# i need a women's opinion



## lilray2988 (Oct 13, 2011)

ok im 22 my wife is 21 we have 2 beautiful boys oldest one is 2 me and my wife got into a huge fight and she got an op on me and its about to be dropped and she said i need to change and im changing and she was willing to talk to me about it and i relized that i messed up and relized everything i did wrong but i think it might be to late tho. i tried to tell her that i am changing and and she keeps saying im going to change enough to get her back and return to the way i used to be like i have before and i know i can change for good and she keeps saying i cant. im still planning to take to out to a dinner and a movie and take her to the park were she had prom and play some music and try to get her to dance like prom and try to remind her y she fell in love with me. she has said before she wants the guy she went to prom with and i need help how do i get her back she said she wants a divorce after 3 of my family members was harrassing her. and i blew up on all 3 of them


----------



## dazedbeauty (Sep 25, 2010)

You aren't being very specific on what it is that your wife is so upset about. I think that it makes a difference as to what it is she was dealing with. If it was infidelity, drugs, porn, laziness, lack of providing.... all of these are different problems and have different consequences.


----------



## lilray2988 (Oct 13, 2011)

ook maybe this will help she has cheated on me with her ex 2 times and i was texting females things i should of and porn is a problem she watches it with me but some times i watched it myself and she said i didnt help her much around our apt. and lack of a job i was lookin and couldnt find one.


----------



## Rob774 (Sep 27, 2010)

I know i'm not a lady, but is this a troll post?

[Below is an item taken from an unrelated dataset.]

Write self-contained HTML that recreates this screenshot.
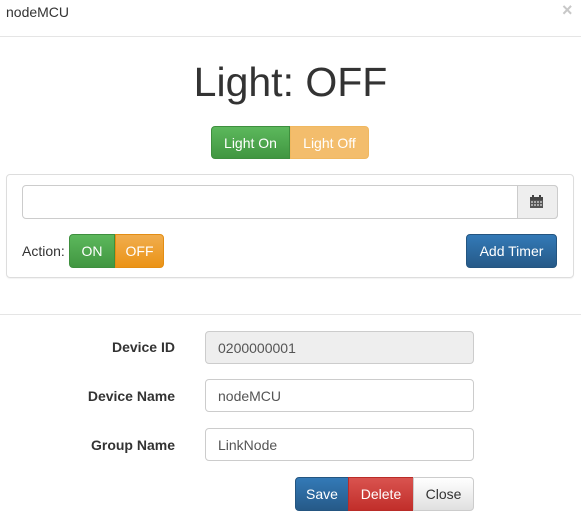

Okay, for the sake of advice sake, i will assume its not. Liked Dazedbeauty mentioned earlier... you still haven't actually said what you did why she's ready to leave. I mean if she's the one having affairs, then it sounds like she needs to be the one who needs to get her life together. If she's 21... with 2 kids by you already, and she's cheating... then it sounds like she doesn't need you. If you aren't working, she definately doesn't need your money. And if she's sleeping with somebody else, she definately doesn't need you p-nis. 

This may be one of those situations where you guys married before she or the both of you were mature enough to handle grown up responsibilites. You don't have to be an adult to have a child, but you have to be and adult to raise one.


----------



## lilray2988 (Oct 13, 2011)

ok first wats a troll post and second i did say y she left me and she did cheat and she has admitted to me and i forgave her for that


----------